On Predicting Sociodemographics from Mobility Signals
Ekin Uğurel, Cynthia Chen, Brian H. Y. Lee, Filipe Rodrigues
TL;DR
The paper addresses the challenge of predicting sociodemographic attributes from mobility traces by introducing behaviorally grounded, higher-order mobility descriptors derived from directed mobility graphs, paired with uncertainty-calibrated evaluation and a multitask learning framework. It shows that combining activity- and edge-level mobility features improves out-of-sample predictive performance and, in many settings, yields better calibration than baselines. Multitask learning provides data-efficient, robust estimates and enhances transfer across time periods, though gains are task-dependent and may incur occasional negative transfer.

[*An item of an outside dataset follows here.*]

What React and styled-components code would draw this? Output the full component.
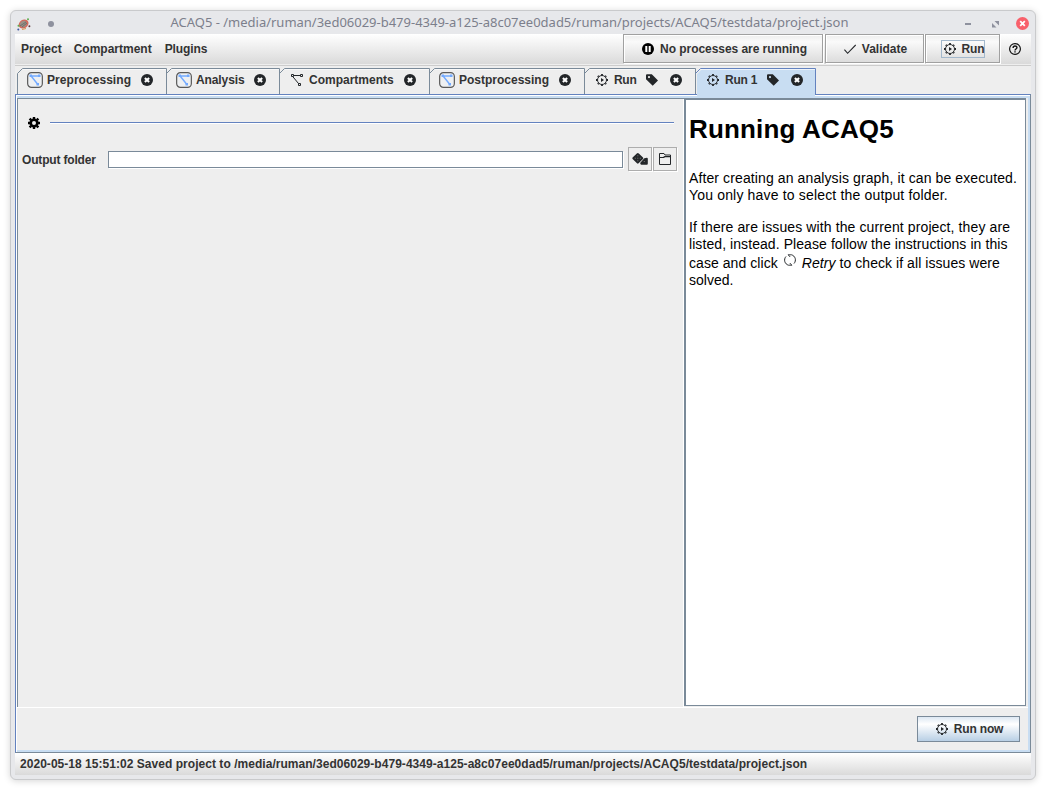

Overall, the work advances practical sociodemographic inference for transportation planning under distribution shifts, while emphasizing calibrated uncertainty and cross-task regularization as key design principles.
Abstract
Inferring sociodemographic attributes from mobility data could help transportation planners better leverage passively collected datasets, but this task remains difficult due to weak and inconsistent relationships between mobility patterns and sociodemographic traits, as well as limited generalization across contexts. We address these challenges from three angles. First, to improve predictive accuracy while retaining interpretability, we introduce a behaviorally grounded set of higher-order mobility descriptors based on directed mobility graphs. These features capture structured patterns in trip sequences, travel modes, and social co-travel, and significantly improve prediction of age, gender, income, and household structure over baselines features. Second, we introduce metrics and visual diagnostic tools that encourage evenness between model confidence and accuracy, enabling planners to quantify uncertainty. Third, to improve generalization and sample efficiency, we develop a multitask learning framework that jointly predicts multiple sociodemographic attributes from a shared representation. This approach outperforms single-task models, particularly when training data are limited or when applying models across different time periods (i.e., when the test set distribution differs from the training set).